▸ **DATA BLOCK**:
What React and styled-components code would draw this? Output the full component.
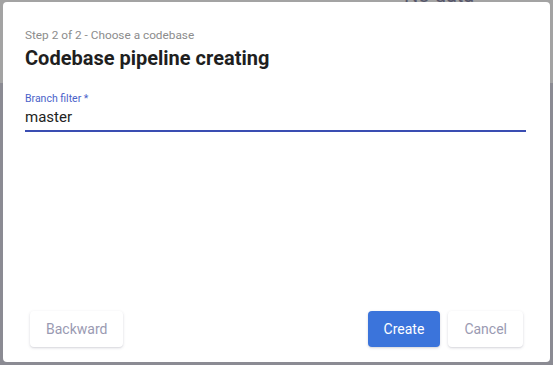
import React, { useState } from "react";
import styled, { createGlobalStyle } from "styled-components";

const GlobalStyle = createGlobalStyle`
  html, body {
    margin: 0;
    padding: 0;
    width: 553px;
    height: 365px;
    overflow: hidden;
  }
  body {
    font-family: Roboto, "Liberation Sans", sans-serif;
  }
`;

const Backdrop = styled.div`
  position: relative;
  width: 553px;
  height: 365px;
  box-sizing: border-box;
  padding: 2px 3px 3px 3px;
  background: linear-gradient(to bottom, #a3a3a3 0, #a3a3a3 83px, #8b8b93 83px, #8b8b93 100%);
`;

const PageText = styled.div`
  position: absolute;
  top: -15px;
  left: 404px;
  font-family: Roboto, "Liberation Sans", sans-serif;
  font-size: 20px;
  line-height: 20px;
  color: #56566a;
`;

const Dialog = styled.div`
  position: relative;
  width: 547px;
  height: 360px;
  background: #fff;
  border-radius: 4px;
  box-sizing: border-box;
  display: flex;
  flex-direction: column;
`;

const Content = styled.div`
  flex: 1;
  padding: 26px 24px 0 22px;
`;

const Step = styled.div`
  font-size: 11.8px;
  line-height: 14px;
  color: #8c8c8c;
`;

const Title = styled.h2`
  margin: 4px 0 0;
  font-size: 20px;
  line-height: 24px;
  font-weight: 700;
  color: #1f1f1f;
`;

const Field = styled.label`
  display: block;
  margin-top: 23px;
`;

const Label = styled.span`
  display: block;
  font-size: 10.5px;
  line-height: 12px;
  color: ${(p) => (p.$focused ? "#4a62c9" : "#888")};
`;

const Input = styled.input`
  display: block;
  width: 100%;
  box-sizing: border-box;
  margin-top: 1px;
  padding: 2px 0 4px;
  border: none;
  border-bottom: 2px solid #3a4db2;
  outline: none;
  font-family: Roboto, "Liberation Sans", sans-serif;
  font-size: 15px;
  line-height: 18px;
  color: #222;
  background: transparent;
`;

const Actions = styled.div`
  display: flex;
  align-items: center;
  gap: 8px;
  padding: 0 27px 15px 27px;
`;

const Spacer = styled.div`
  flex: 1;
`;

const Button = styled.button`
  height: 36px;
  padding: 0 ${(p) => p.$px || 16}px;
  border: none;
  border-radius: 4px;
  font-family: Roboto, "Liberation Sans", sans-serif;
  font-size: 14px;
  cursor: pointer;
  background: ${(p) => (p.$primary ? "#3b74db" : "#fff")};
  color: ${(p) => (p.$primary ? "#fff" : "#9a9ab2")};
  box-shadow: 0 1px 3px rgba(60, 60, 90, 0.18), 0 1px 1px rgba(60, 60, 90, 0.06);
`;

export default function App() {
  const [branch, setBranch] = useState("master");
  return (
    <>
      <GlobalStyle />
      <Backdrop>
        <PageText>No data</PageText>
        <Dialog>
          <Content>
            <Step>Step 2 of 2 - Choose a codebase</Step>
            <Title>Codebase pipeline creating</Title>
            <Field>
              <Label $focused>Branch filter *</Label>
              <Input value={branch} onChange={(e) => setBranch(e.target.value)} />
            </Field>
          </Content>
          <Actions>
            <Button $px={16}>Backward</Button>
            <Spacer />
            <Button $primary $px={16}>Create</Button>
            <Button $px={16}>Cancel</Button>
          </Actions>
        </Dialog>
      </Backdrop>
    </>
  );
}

▸ **INSTRUCTIONS TO FOLLOW**: Transcribe the listing in full. Omit the pictures and keep every line exact.

▸ **ANSWER TO THE PROBLEM**:
What React and styled-components code would draw this? Output the full component.
import React, { useState } from "react";
import styled, { createGlobalStyle } from "styled-components";

const GlobalStyle = createGlobalStyle`
  html, body {
    margin: 0;
    padding: 0;
    width: 553px;
    height: 365px;
    overflow: hidden;
  }
  body {
    font-family: Roboto, "Liberation Sans", sans-serif;
  }
`;

const Backdrop = styled.div`
  position: relative;
  width: 553px;
  height: 365px;
  box-sizing: border-box;
  padding: 2px 3px 3px 3px;
  background: linear-gradient(to bottom, #a3a3a3 0, #a3a3a3 83px, #8b8b93 83px, #8b8b93 100%);
`;

const PageText = styled.div`
  position: absolute;
  top: -15px;
  left: 404px;
  font-family: Roboto, "Liberation Sans", sans-serif;
  font-size: 20px;
  line-height: 20px;
  color: #56566a;
`;

const Dialog = styled.div`
  position: relative;
  width: 547px;
  height: 360px;
  background: #fff;
  border-radius: 4px;
  box-sizing: border-box;
  display: flex;
  flex-direction: column;
`;

const Content = styled.div`
  flex: 1;
  padding: 26px 24px 0 22px;
`;

const Step = styled.div`
  font-size: 11.8px;
  line-height: 14px;
  color: #8c8c8c;
`;

const Title = styled.h2`
  margin: 4px 0 0;
  font-size: 20px;
  line-height: 24px;
  font-weight: 700;
  color: #1f1f1f;
`;

const Field = styled.label`
  display: block;
  margin-top: 23px;
`;

const Label = styled.span`
  display: block;
  font-size: 10.5px;
  line-height: 12px;
  color: ${(p) => (p.$focused ? "#4a62c9" : "#888")};
`;

const Input = styled.input`
  display: block;
  width: 100%;
  box-sizing: border-box;
  margin-top: 1px;
  padding: 2px 0 4px;
  border: none;
  border-bottom: 2px solid #3a4db2;
  outline: none;
  font-family: Roboto, "Liberation Sans", sans-serif;
  font-size: 15px;
  line-height: 18px;
  color: #222;
  background: transparent;
`;

const Actions = styled.div`
  display: flex;
  align-items: center;
  gap: 8px;
  padding: 0 27px 15px 27px;
`;

const Spacer = styled.div`
  flex: 1;
`;

const Button = styled.button`
  height: 36px;
  padding: 0 ${(p) => p.$px || 16}px;
  border: none;
  border-radius: 4px;
  font-family: Roboto, "Liberation Sans", sans-serif;
  font-size: 14px;
  cursor: pointer;
  background: ${(p) => (p.$primary ? "#3b74db" : "#fff")};
  color: ${(p) => (p.$primary ? "#fff" : "#9a9ab2")};
  box-shadow: 0 1px 3px rgba(60, 60, 90, 0.18), 0 1px 1px rgba(60, 60, 90, 0.06);
`;

export default function App() {
  const [branch, setBranch] = useState("master");
  return (
    <>
      <GlobalStyle />
      <Backdrop>
        <PageText>No data</PageText>
        <Dialog>
          <Content>
            <Step>Step 2 of 2 - Choose a codebase</Step>
            <Title>Codebase pipeline creating</Title>
            <Field>
              <Label $focused>Branch filter *</Label>
              <Input value={branch} onChange={(e) => setBranch(e.target.value)} />
            </Field>
          </Content>
          <Actions>
            <Button $px={16}>Backward</Button>
            <Spacer />
            <Button $primary $px={16}>Create</Button>
            <Button $px={16}>Cancel</Button>
          </Actions>
        </Dialog>
      </Backdrop>
    </>
  );
}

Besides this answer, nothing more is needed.